:: Directions ::
Write out the entire listing below exactly as it appears, minus any pictures.

:: Dataset extract ::
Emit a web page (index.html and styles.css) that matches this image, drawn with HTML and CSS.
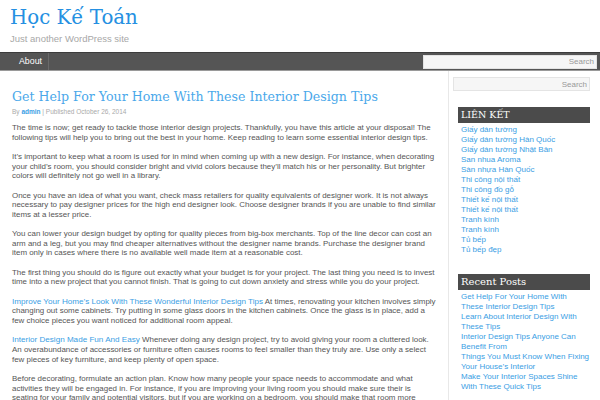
FILE: index.html
```html
<!DOCTYPE html>
<html>
<head>
<meta charset="utf-8">
<link rel="stylesheet" href="styles.css">
</head>
<body>
<header class="site-header">
  <h1 class="site-title">Học Kế Toán</h1>
  <div class="site-desc">Just another WordPress site</div>
</header>
<nav class="nav">
  <ul class="menu"><li>About</li></ul>
  <div class="nav-search"><input type="text" placeholder="Search"></div>
</nav>
<div class="wrap">
  <main class="content">
    <h2 class="post-title">Get Help For Your Home With These Interior Design Tips</h2>
    <div class="meta">By <a class="author">admin</a> | Published October 26, 2014</div>
    <p>The time is now; get ready to tackle those interior design projects. Thankfully, you have this article at your disposal! The following tips will help you to bring out the best in your home. Keep reading to learn some essential interior design tips.</p>
    <p>It’s important to keep what a room is used for in mind when coming up with a new design. For instance, when decorating your child’s room, you should consider bright and vivid colors because they’ll match his or her personality. But brighter colors will definitely not go well in a library.</p>
    <p>Once you have an idea of what you want, check mass retailers for quality equivalents of designer work. It is not always necessary to pay designer prices for the high end designer look. Choose designer brands if you are unable to find similar items at a lesser price.</p>
    <p>You can lower your design budget by opting for quality pieces from big-box merchants. Top of the line decor can cost an arm and a leg, but you may find cheaper alternatives without the designer name brands. Purchase the designer brand item only in cases where there is no available well made item at a reasonable cost.</p>
    <p>The first thing you should do is figure out exactly what your budget is for your project. The last thing you need is to invest time into a new project that you cannot finish. That is going to cut down anxiety and stress while you do your project.</p>
    <p><a>Improve Your Home’s Look With These Wonderful Interior Design Tips</a> At times, renovating your kitchen involves simply changing out some cabinets. Try putting in some glass doors in the kitchen cabinets. Once the glass is in place, add a few choice pieces you want noticed for additional room appeal.</p>
    <p><a>Interior Design Made Fun And Easy</a> Whenever doing any design project, try to avoid giving your room a cluttered look. An overabundance of accessories or furniture often causes rooms to feel smaller than they truly are. Use only a select few pieces of key furniture, and keep plenty of open space.</p>
    <p>Before decorating, formulate an action plan. Know how many people your space needs to accommodate and what activities they will be engaged in. For instance, if you are improving your living room you should make sure their is seating for your family and potential visitors, but if you are working on a bedroom, you should make that room more comfortable.</p>
  </main>
  <aside class="sidebar">
    <div class="side-search"><input type="text" placeholder="Search"></div>
    <section class="widget">
      <h3 class="widget-title">LIÊN KẾT</h3>
      <ul class="links">
        <li><a>Giấy dán tường</a></li>
        <li><a>Giấy dán tường Hàn Quốc</a></li>
        <li><a>Giấy dán tường Nhật Bản</a></li>
        <li><a>San nhua Aroma</a></li>
        <li><a>Sàn nhựa Hàn Quốc</a></li>
        <li><a>Thi công nội thất</a></li>
        <li><a>Thi công đồ gỗ</a></li>
        <li><a>Thiết kế nội thất</a></li>
        <li><a>Thiết kế nội thất</a></li>
        <li><a>Tranh kính</a></li>
        <li><a>Tranh kính</a></li>
        <li><a>Tủ bếp</a></li>
        <li><a>Tủ bếp đẹp</a></li>
      </ul>
    </section>
    <section class="widget">
      <h3 class="widget-title recent">Recent Posts</h3>
      <ul class="links">
        <li><a>Get Help For Your Home With These Interior Design Tips</a></li>
        <li><a>Learn About Interior Design With These Tips</a></li>
        <li><a>Interior Design Tips Anyone Can Benefit From</a></li>
        <li><a>Things You Must Know When Fixing Your House’s Interior</a></li>
        <li><a>Make Your Interior Spaces Shine With These Quick Tips</a></li>
      </ul>
    </section>
  </aside>
</div>
</body>
</html>
```

FILE: styles.css
```css
html, body {
  margin: 0;
  padding: 0;
  background: #fff;
  overflow: hidden;
}
body {
  font-family: "Liberation Sans", Arial, sans-serif;
  color: #555;
}
a { color: #3a9ee4; text-decoration: none; }

.site-header {
  height: 52px;
  padding-left: 10px;
  box-sizing: border-box;
  padding-top: 6px;
}
.site-title {
  margin: 0;
  font-family: "DejaVu Serif", serif;
  font-weight: normal;
  font-size: 19.8px;
  line-height: 24px;
  color: #2590e2;
}
.site-desc {
  margin-top: 3px;
  font-size: 9.5px;
  color: #a8a8a8;
  line-height: 11px;
}

.nav {
  display: flex;
  justify-content: space-between;
  align-items: center;
  height: 17px;
  background: #555;
  border-top: 1px solid #3c3c3c;
  border-bottom: 1px solid #9a9a9a;
}
.menu {
  list-style: none;
  margin: 0;
  padding: 0 0 0 10px;
  display: flex;
  height: 100%;
}
.menu li {
  padding: 0 6px 0 9px;
  color: #fff;
  font-size: 8.8px;
  line-height: 17px;
  border-right: 1px solid #6a6a6a;
}
.nav-search { padding-right: 3px; }
.nav-search input, .side-search input {
  display: block;
  box-sizing: border-box;
  border: 1px solid #e4e4e4;
  background: #f6f6f6;
  text-align: right;
  font-family: "Liberation Sans", Arial, sans-serif;
  font-size: 8px;
  padding: 0 2px;
  outline: none;
}
.nav-search input { width: 174px; height: 14px; }
.nav-search input::placeholder, .side-search input::placeholder { color: #999; }

.wrap {
  display: flex;
  align-items: flex-start;
}
.content {
  width: 449px;
  box-sizing: border-box;
  padding: 18px 10px 0 12px;
  border-right: 1px solid #e8e8e8;
  min-height: 400px;
  flex-shrink: 0;
}
.post-title {
  margin: 0;
  font-family: "DejaVu Serif", serif;
  font-weight: normal;
  font-size: 12.6px;
  line-height: 16px;
  color: #4aa8ea;
}
.meta {
  margin-top: 2px;
  font-size: 6.5px;
  color: #aaa;
  line-height: 9px;
}
.meta .author { font-weight: bold; color: #3a9ee4; }
.content p {
  margin: 9.65px 0 0 0;
  font-size: 7.95px;
  line-height: 9.65px;
  color: #555;
}
.content p a { font-size: 8.1px; }
.content p:first-of-type { margin-top: 7px; }

.sidebar {
  width: 151px;
  flex-shrink: 0;
  box-sizing: border-box;
  padding: 6px 0 0 4px;
}
.side-search input { width: 137px; height: 14px; }
.widget { margin-top: 16px; margin-left: 5px; width: 132px; }
.widget + .widget { margin-top: 19px; }
.widget-title {
  margin: 0;
  background: #4b4b4b;
  color: #fff;
  font-family: "DejaVu Serif", serif;
  font-weight: normal;
  font-size: 9.5px;
  line-height: 16px;
  padding-left: 3px;
}
.widget-title.recent { font-size: 10px; line-height: 16px; }
.links {
  list-style: none;
  margin: 2px 0 0 0;
  padding: 0 0 0 3px;
  width: 130px;
}
.links li {
  font-size: 8px;
  line-height: 10px;
}
```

:: Output ::
Emit a web page (index.html and styles.css) that matches this image, drawn with HTML and CSS.
FILE: index.html
```html
<!DOCTYPE html>
<html>
<head>
<meta charset="utf-8">
<link rel="stylesheet" href="styles.css">
</head>
<body>
<header class="site-header">
  <h1 class="site-title">Học Kế Toán</h1>
  <div class="site-desc">Just another WordPress site</div>
</header>
<nav class="nav">
  <ul class="menu"><li>About</li></ul>
  <div class="nav-search"><input type="text" placeholder="Search"></div>
</nav>
<div class="wrap">
  <main class="content">
    <h2 class="post-title">Get Help For Your Home With These Interior Design Tips</h2>
    <div class="meta">By <a class="author">admin</a> | Published October 26, 2014</div>
    <p>The time is now; get ready to tackle those interior design projects. Thankfully, you have this article at your disposal! The following tips will help you to bring out the best in your home. Keep reading to learn some essential interior design tips.</p>
    <p>It’s important to keep what a room is used for in mind when coming up with a new design. For instance, when decorating your child’s room, you should consider bright and vivid colors because they’ll match his or her personality. But brighter colors will definitely not go well in a library.</p>
    <p>Once you have an idea of what you want, check mass retailers for quality equivalents of designer work. It is not always necessary to pay designer prices for the high end designer look. Choose designer brands if you are unable to find similar items at a lesser price.</p>
    <p>You can lower your design budget by opting for quality pieces from big-box merchants. Top of the line decor can cost an arm and a leg, but you may find cheaper alternatives without the designer name brands. Purchase the designer brand item only in cases where there is no available well made item at a reasonable cost.</p>
    <p>The first thing you should do is figure out exactly what your budget is for your project. The last thing you need is to invest time into a new project that you cannot finish. That is going to cut down anxiety and stress while you do your project.</p>
    <p><a>Improve Your Home’s Look With These Wonderful Interior Design Tips</a> At times, renovating your kitchen involves simply changing out some cabinets. Try putting in some glass doors in the kitchen cabinets. Once the glass is in place, add a few choice pieces you want noticed for additional room appeal.</p>
    <p><a>Interior Design Made Fun And Easy</a> Whenever doing any design project, try to avoid giving your room a cluttered look. An overabundance of accessories or furniture often causes rooms to feel smaller than they truly are. Use only a select few pieces of key furniture, and keep plenty of open space.</p>
    <p>Before decorating, formulate an action plan. Know how many people your space needs to accommodate and what activities they will be engaged in. For instance, if you are improving your living room you should make sure their is seating for your family and potential visitors, but if you are working on a bedroom, you should make that room more comfortable.</p>
  </main>
  <aside class="sidebar">
    <div class="side-search"><input type="text" placeholder="Search"></div>
    <section class="widget">
      <h3 class="widget-title">LIÊN KẾT</h3>
      <ul class="links">
        <li><a>Giấy dán tường</a></li>
        <li><a>Giấy dán tường Hàn Quốc</a></li>
        <li><a>Giấy dán tường Nhật Bản</a></li>
        <li><a>San nhua Aroma</a></li>
        <li><a>Sàn nhựa Hàn Quốc</a></li>
        <li><a>Thi công nội thất</a></li>
        <li><a>Thi công đồ gỗ</a></li>
        <li><a>Thiết kế nội thất</a></li>
        <li><a>Thiết kế nội thất</a></li>
        <li><a>Tranh kính</a></li>
        <li><a>Tranh kính</a></li>
        <li><a>Tủ bếp</a></li>
        <li><a>Tủ bếp đẹp</a></li>
      </ul>
    </section>
    <section class="widget">
      <h3 class="widget-title recent">Recent Posts</h3>
      <ul class="links">
        <li><a>Get Help For Your Home With These Interior Design Tips</a></li>
        <li><a>Learn About Interior Design With These Tips</a></li>
        <li><a>Interior Design Tips Anyone Can Benefit From</a></li>
        <li><a>Things You Must Know When Fixing Your House’s Interior</a></li>
        <li><a>Make Your Interior Spaces Shine With These Quick Tips</a></li>
      </ul>
    </section>
  </aside>
</div>
</body>
</html>
```

FILE: styles.css
```css
html, body {
  margin: 0;
  padding: 0;
  background: #fff;
  overflow: hidden;
}
body {
  font-family: "Liberation Sans", Arial, sans-serif;
  color: #555;
}
a { color: #3a9ee4; text-decoration: none; }

.site-header {
  height: 52px;
  padding-left: 10px;
  box-sizing: border-box;
  padding-top: 6px;
}
.site-title {
  margin: 0;
  font-family: "DejaVu Serif", serif;
  font-weight: normal;
  font-size: 19.8px;
  line-height: 24px;
  color: #2590e2;
}
.site-desc {
  margin-top: 3px;
  font-size: 9.5px;
  color: #a8a8a8;
  line-height: 11px;
}

.nav {
  display: flex;
  justify-content: space-between;
  align-items: center;
  height: 17px;
  background: #555;
  border-top: 1px solid #3c3c3c;
  border-bottom: 1px solid #9a9a9a;
}
.menu {
  list-style: none;
  margin: 0;
  padding: 0 0 0 10px;
  display: flex;
  height: 100%;
}
.menu li {
  padding: 0 6px 0 9px;
  color: #fff;
  font-size: 8.8px;
  line-height: 17px;
  border-right: 1px solid #6a6a6a;
}
.nav-search { padding-right: 3px; }
.nav-search input, .side-search input {
  display: block;
  box-sizing: border-box;
  border: 1px solid #e4e4e4;
  background: #f6f6f6;
  text-align: right;
  font-family: "Liberation Sans", Arial, sans-serif;
  font-size: 8px;
  padding: 0 2px;
  outline: none;
}
.nav-search input { width: 174px; height: 14px; }
.nav-search input::placeholder, .side-search input::placeholder { color: #999; }

.wrap {
  display: flex;
  align-items: flex-start;
}
.content {
  width: 449px;
  box-sizing: border-box;
  padding: 18px 10px 0 12px;
  border-right: 1px solid #e8e8e8;
  min-height: 400px;
  flex-shrink: 0;
}
.post-title {
  margin: 0;
  font-family: "DejaVu Serif", serif;
  font-weight: normal;
  font-size: 12.6px;
  line-height: 16px;
  color: #4aa8ea;
}
.meta {
  margin-top: 2px;
  font-size: 6.5px;
  color: #aaa;
  line-height: 9px;
}
.meta .author { font-weight: bold; color: #3a9ee4; }
.content p {
  margin: 9.65px 0 0 0;
  font-size: 7.95px;
  line-height: 9.65px;
  color: #555;
}
.content p a { font-size: 8.1px; }
.content p:first-of-type { margin-top: 7px; }

.sidebar {
  width: 151px;
  flex-shrink: 0;
  box-sizing: border-box;
  padding: 6px 0 0 4px;
}
.side-search input { width: 137px; height: 14px; }
.widget { margin-top: 16px; margin-left: 5px; width: 132px; }
.widget + .widget { margin-top: 19px; }
.widget-title {
  margin: 0;
  background: #4b4b4b;
  color: #fff;
  font-family: "DejaVu Serif", serif;
  font-weight: normal;
  font-size: 9.5px;
  line-height: 16px;
  padding-left: 3px;
}
.widget-title.recent { font-size: 10px; line-height: 16px; }
.links {
  list-style: none;
  margin: 2px 0 0 0;
  padding: 0 0 0 3px;
  width: 130px;
}
.links li {
  font-size: 8px;
  line-height: 10px;
}
```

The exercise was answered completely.